[Interface markup and scripts]
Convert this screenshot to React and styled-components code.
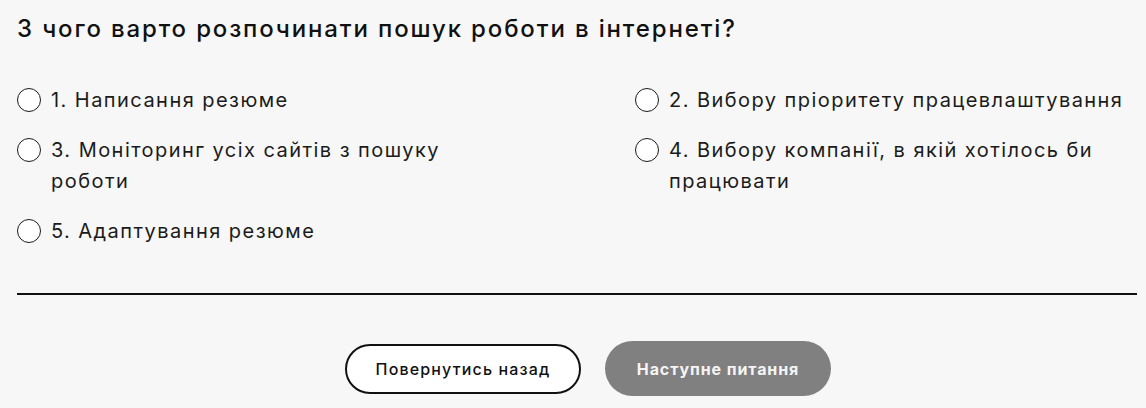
import React, { useState } from 'react'
import styled, { createGlobalStyle } from 'styled-components'

const GlobalStyle = createGlobalStyle`
  html, body {
    margin: 0;
    padding: 0;
    background: #f7f7f7;
  }
  * {
    box-sizing: border-box;
  }
`

const options = [
  { id: 1, text: '1. Написання резюме' },
  { id: 2, text: '2. Вибору пріоритету працевлаштування' },
  { id: 3, text: '3. Моніторинг усіх сайтів з пошуку роботи' },
  { id: 4, text: '4. Вибору компанії, в якій хотілось би працювати' },
  { id: 5, text: '5. Адаптування резюме' },
]

const App = () => {
  const [picked, setPicked] = useState(null)

  return (
    <>
      <GlobalStyle />
      <Quiz>
        <Question>З чого варто розпочинати пошук роботи в інтернеті?</Question>
        <Answers>
          {options.map((o) => (
            <Answer key={o.id} onClick={() => setPicked(o.id)}>
              <Radio $checked={picked === o.id} />
              <AnswerText>{o.text}</AnswerText>
            </Answer>
          ))}
        </Answers>
        <Divider />
        <Actions>
          <BackButton type="button">Повернутись назад</BackButton>
          <NextButton type="button" disabled={picked === null}>
            Наступне питання
          </NextButton>
        </Actions>
      </Quiz>
    </>
  )
}

const Quiz = styled.section`
  width: 1146px;
  height: 408px;
  padding: 14px 9px 0 17px;
  color: #1b1b1b;
  font-family: Inter, 'Noto Sans', sans-serif;
`

const Question = styled.h2`
  margin: 0;
  font-size: 24px;
  font-weight: 500;
  line-height: 30px;
  letter-spacing: 1.85px;
  color: #111;
`

const Answers = styled.div`
  display: grid;
  grid-template-columns: 618px 1fr;
  row-gap: 19px;
  margin-top: 41px;
`

const Answer = styled.label`
  display: flex;
  align-items: flex-start;
  gap: 10px;
  max-width: 496px;
  cursor: pointer;
`

const Radio = styled.span`
  flex: none;
  width: 24px;
  height: 24px;
  margin-top: 3px;
  border: 1.5px solid #1b1b1b;
  border-radius: 50%;
  background: ${(p) => (p.$checked ? '#1b1b1b' : '#fff')};
  box-shadow: ${(p) => (p.$checked ? 'inset 0 0 0 4px #fff' : 'none')};
`

const AnswerText = styled.span`
  font-size: 20px;
  line-height: 31px;
  letter-spacing: 1.45px;
`

const Divider = styled.hr`
  margin: 46px 0 0;
  height: 2px;
  border: 0;
  background: #111;
`

const Actions = styled.div`
  display: flex;
  justify-content: center;
  align-items: center;
  gap: 24px;
  margin-top: 46px;
  padding-left: 22px;
`

const Pill = styled.button`
  font-family: Inter, 'Noto Sans', sans-serif;
  font-size: 16px;
  border-radius: 28px;
  cursor: pointer;
`

const BackButton = styled(Pill)`
  width: 236px;
  height: 50px;
  border: 2px solid #111;
  background: #fff;
  color: #111;
  font-weight: 500;
  letter-spacing: 1.15px;
`

const NextButton = styled(Pill)`
  width: 226px;
  height: 55px;
  border: 0;
  background: #808080;
  color: #f4f4f4;
  font-weight: 700;
  letter-spacing: 0.9px;
  &:disabled {
    cursor: default;
  }
`

export default App
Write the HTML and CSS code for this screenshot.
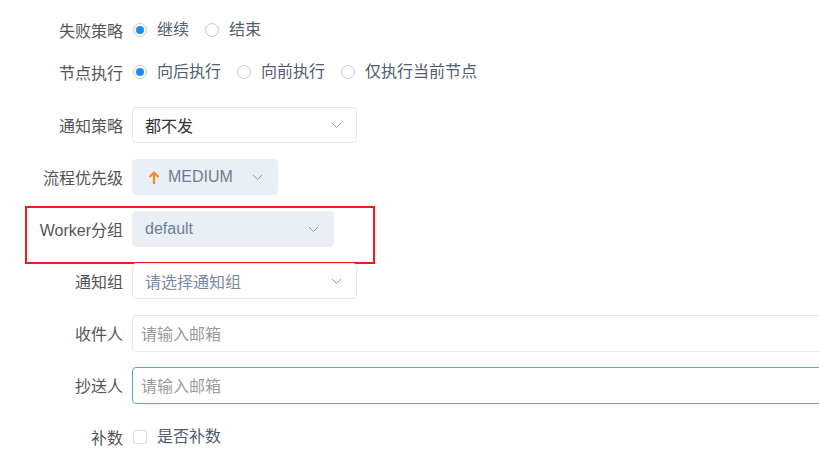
FILE: index.html
```html
<!DOCTYPE html>
<html lang="zh">
<head>
<meta charset="utf-8">
<title>表单</title>
<link rel="stylesheet" href="styles.css">
</head>
<body>
<div class="form">
  <div class="row row-radio">
    <div class="label">失败策略</div>
    <div class="control">
      <label class="radio checked"><span class="dot"></span><span class="rtext">继续</span></label>
      <label class="radio"><span class="dot"></span><span class="rtext">结束</span></label>
    </div>
  </div>
  <div class="row row-radio row-radio-last">
    <div class="label">节点执行</div>
    <div class="control">
      <label class="radio checked"><span class="dot"></span><span class="rtext">向后执行</span></label>
      <label class="radio"><span class="dot"></span><span class="rtext">向前执行</span></label>
      <label class="radio"><span class="dot"></span><span class="rtext">仅执行当前节点</span></label>
    </div>
  </div>
  <div class="row">
    <div class="label">通知策略</div>
    <div class="select w225"><span class="value">都不发</span><svg class="chev" width="11" height="7" viewBox="0 0 11 7"><path d="M1 1 L5.5 5.5 L10 1" fill="none" stroke="#8e9aae" stroke-width="1"/></svg></div>
  </div>
  <div class="row">
    <div class="label">流程优先级</div>
    <div class="select filled w146"><span class="value muted"><svg class="arrow" width="12" height="15" viewBox="0 0 12 15"><path d="M6 14 V2.5 M1.5 7 L6 2.5 L10.5 7" fill="none" stroke="#f08a24" stroke-width="2.2"/></svg>MEDIUM</span><svg class="chev" width="11" height="7" viewBox="0 0 11 7"><path d="M1 1 L5.5 5.5 L10 1" fill="none" stroke="#8e9aae" stroke-width="1"/></svg></div>
  </div>
  <div class="row marked">
    <div class="label">Worker分组</div>
    <div class="select filled w202"><span class="value muted">default</span><svg class="chev" width="11" height="7" viewBox="0 0 11 7"><path d="M1 1 L5.5 5.5 L10 1" fill="none" stroke="#8e9aae" stroke-width="1"/></svg></div>
    <div class="mark"></div>
  </div>
  <div class="row">
    <div class="label">通知组</div>
    <div class="select w225"><span class="value ph">请选择通知组</span><svg class="chev" width="11" height="7" viewBox="0 0 11 7"><path d="M1 1 L5.5 5.5 L10 1" fill="none" stroke="#8e9aae" stroke-width="1"/></svg></div>
  </div>
  <div class="row">
    <div class="label">收件人</div>
    <div class="input"><span class="iph">请输入邮箱</span></div>
  </div>
  <div class="row">
    <div class="label">抄送人</div>
    <div class="input focus"><span class="iph">请输入邮箱</span></div>
  </div>
  <div class="row">
    <div class="label">补数</div>
    <div class="control">
      <label class="check"><span class="box"></span><span class="rtext">是否补数</span></label>
    </div>
  </div>
</div>
</body>
</html>
```
FILE: styles.css
```css
html, body {
  margin: 0;
  padding: 0;
  background: #fff;
  overflow: hidden;
}
body {
  font-family: "Liberation Sans", "Noto Sans CJK SC", sans-serif;
  font-size: 16px;
  color: #333;
}
.form {
  padding-top: 17px;
}
.row {
  display: flex;
  align-items: center;
  height: 36px;
  margin-bottom: 16px;
  position: relative;
}
.row-radio {
  height: 26px;
}
.row-radio-last {
  margin-bottom: 22px;
}
.label {
  width: 123px;
  padding-right: 9px;
  text-align: right;
  color: #555;
  white-space: nowrap;
  flex: none;
}
.control {
  display: flex;
  align-items: center;
}
.radio, .check {
  display: flex;
  align-items: center;
  margin-right: 15px;
}
.dot {
  width: 14px;
  height: 14px;
  box-sizing: border-box;
  border: 1px solid #c5c8ce;
  border-radius: 50%;
  margin-left: 1px;
  margin-right: 10px;
  position: relative;
  background: #fff;
}
.checked .dot::after {
  content: "";
  position: absolute;
  left: 2px;
  top: 2px;
  width: 8px;
  height: 8px;
  border-radius: 50%;
  background: #1c8de8;
}
.rtext {
  color: #4f5d70;
  line-height: 20px;
}
.box {
  width: 14px;
  height: 14px;
  box-sizing: border-box;
  border: 1px solid #dcdfe6;
  border-radius: 2px;
  margin-left: 1px;
  margin-right: 10px;
}
.select {
  height: 36px;
  box-sizing: border-box;
  border: 1px solid #e3e8ef;
  border-radius: 4px;
  display: flex;
  align-items: center;
  justify-content: space-between;
  padding: 0 14px 0 12px;
  background: #fff;
  flex: none;
}
.select.filled {
  background: #e9eff5;
  border-color: #e9eff5;
}
.w225 { width: 225px; }
.w146 { width: 146px; }
.w202 { width: 202px; }
.value {
  display: flex;
  align-items: center;
  color: #333;
}
.value.muted {
  color: #6e7f95;
}
.value.ph {
  color: #7a8aa0;
}
.arrow {
  margin: 0 8px 0 3px;
}
.input {
  width: 720px;
  height: 37px;
  box-sizing: border-box;
  border: 1px solid #e3e8ef;
  border-radius: 4px;
  display: flex;
  align-items: center;
  padding-left: 8px;
  flex: none;
}
.input.focus {
  border-color: #5aa2e6;
}
.iph {
  color: #9a9a9a;
}
.mark {
  position: absolute;
  left: 25px;
  top: -5px;
  width: 350px;
  height: 58px;
  box-sizing: border-box;
  border: 2px solid #f01a1a;
}
```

● What the task asks:
Read through the entries and copy each line in which "screenshot" appears.

● Exercise output:
Convert this screenshot to React and styled-components code.
Write the HTML and CSS code for this screenshot.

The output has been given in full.